→ **Given instruction**:
Give only the number of lines that include the string "React".

* Start Dataset content *

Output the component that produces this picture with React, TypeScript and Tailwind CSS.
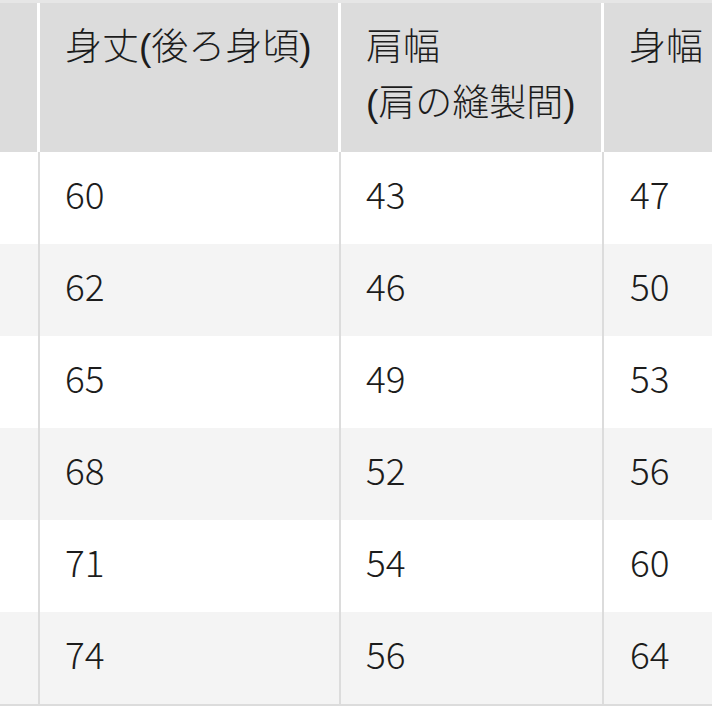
import React from 'react';

// Size chart rows (cm)
const rows: [string, string, string][] = [
  ['60', '43', '47'],
  ['62', '46', '50'],
  ['65', '49', '53'],
  ['68', '52', '56'],
  ['71', '54', '60'],
  ['74', '56', '64'],
];

const headFont = { fontFamily: '"Liberation Sans", "Noto Sans CJK JP", sans-serif' };
const numFont = { fontFamily: '"Noto Sans CJK JP", "Noto Sans", sans-serif' };

export default function App() {
  return (
    <div className="w-[712px] h-[712px] overflow-hidden bg-white text-[#1c1c1c]">
      <div className="h-[3px] bg-[#e6e6e6]" />

      {/* header */}
      <div className="flex h-[149px] text-[37px] leading-[56px] font-light" style={headFont}>
        <div className="w-[40px] shrink-0 bg-[#dcdcdc] border-r-[3px] border-white" />
        <div className="w-[301px] shrink-0 bg-[#dcdcdc] border-r-[3px] border-white pl-[25px] pt-[17px] whitespace-nowrap">
          身丈(後ろ身頃)
        </div>
        <div className="w-[263px] shrink-0 bg-[#dcdcdc] border-r-[3px] border-white pl-[25px] pt-[17px] whitespace-nowrap">
          <div>肩幅</div>
          <div>(肩の縫製間)</div>
        </div>
        <div className="flex-1 bg-[#dcdcdc] pl-[25px] pt-[17px] whitespace-nowrap overflow-hidden">身幅</div>
      </div>

      {/* body */}
      {rows.map((r, i) => (
        <div
          key={i}
          className={`flex h-[92px] text-[37px] font-light items-stretch ${i % 2 === 1 ? 'bg-[#f4f4f4]' : 'bg-white'}`}
          style={numFont}
        >
          <div className="w-[40px] shrink-0 border-r-2 border-[#dcdcdc]" />
          <div className="w-[301px] shrink-0 border-r-2 border-[#dcdcdc] pl-[25px] pb-[9px] flex items-center">{r[0]}</div>
          <div className="w-[263px] shrink-0 border-r-2 border-[#dcdcdc] pl-[25px] pb-[9px] flex items-center">{r[1]}</div>
          <div className="flex-1 pl-[26px] pb-[9px] flex items-center">{r[2]}</div>
        </div>
      ))}
      <div className="h-[2px] bg-[#dcdcdc]" />
    </div>
  );
}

* End Dataset content *

→ **Full solution**:
2